Woher kommt dieser spirituelle Cola-Konsum? Die Erklärung ist leicht, verblüfft in ihrer Tragik. Zwar hat das Dorf keinen Priester mehr – doch in alter Maya-Tradition werden immer Schamanen gewählt, die als spirituelles Oberhaupt gelten. Vor Jahrzehnten hat ein Schamane einen alten Maya-Ritus der Neuzeit angepaßt und erklärt: „Trinkt Cola, die bösen Geister müssen heraus aus euren Körpern!“ Dass dafür auch keine Hühner ihr Leben lassen müssen, überzeugte schnell. Der Drang zum Rülpsen stellt sich bei jedem Konsumenten schnell ein, wenn er nur hastig genug trinkt. Der Verkaufserfolg des amerikanischen Erfrischungsgetränks war vorprogrammiert. Cola-Trinken ist nicht nur hip, sondern auch spirituell. Das eigentliche Trauerspiel dabei ist, besagter Schamane gehört zu der Familie auf der Hacienda.

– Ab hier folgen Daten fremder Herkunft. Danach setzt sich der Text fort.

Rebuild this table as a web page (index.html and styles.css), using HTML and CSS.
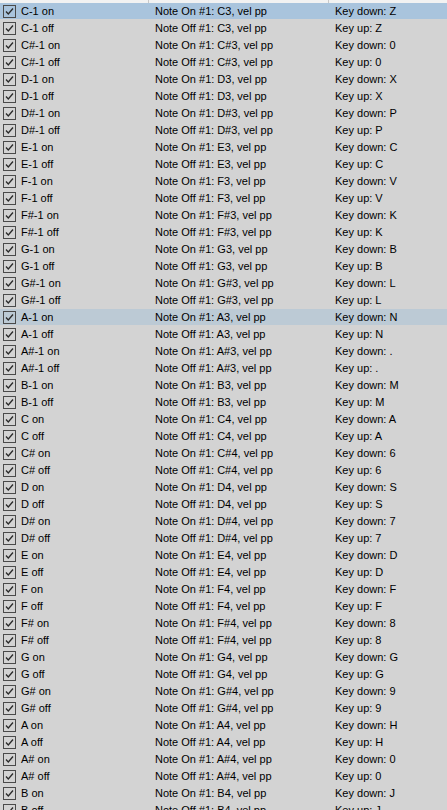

Das ist die Cola-Familie. Seine Angehörigen haben als einzige in Chamula die Verkaufsrechte für das entgeisternde Getränk. Die sind die neuen Großunternehmen, sie sind der Boss.

Als vor Jahren ein neuer Schamane gewählt wurde, erkannte eine andere pfiffige Tzotzil-Familie die Gunst der Stunde. Ihr Schamane bestätigte den neuen Glauben, aber überzeugte, dass auch Pepsi-Cola diese reinigende Wirkung habe. Schließlich hatte seine Familie just die Lizenzrechte für Pepsi-Cola erworben. Seither bekriegen sich die Cola- und die Pepsi-Familie in dem Dorf um ihre Kunden. Rote und blauen Werbeflächen zieren viele Hauswände in Chamula. Den Kirchgängern kann es egal sein, ob die Geister wegen Coca-Cola oder Pepsi-Cola fliehen. Sie trinken sich glücklich was das Zeug hält!

Ob die französische Touristengruppe, die nach uns in die Kirche eindringt und einige Kerzen niedertrampelt von einem der Cola-Konzerne gesponsert wird, bleibt offen. Ich beschließe zum Lunch weder Cola noch ein bocadillo con pollo, ein Hühner-Sandwich, zu bestellen. Bin ich schon von allen guten Geistern verlassen?

Aber wenn beide Schamanenfamilien noch nicht gestorben sind, verkaufen sie weiterhin Cola an die Gläubigen in Chamula, sitzen in ihren Luxus-Villen, schauen Satelliten-TV und sind glücklich und zufrieden... Na denn, Prost!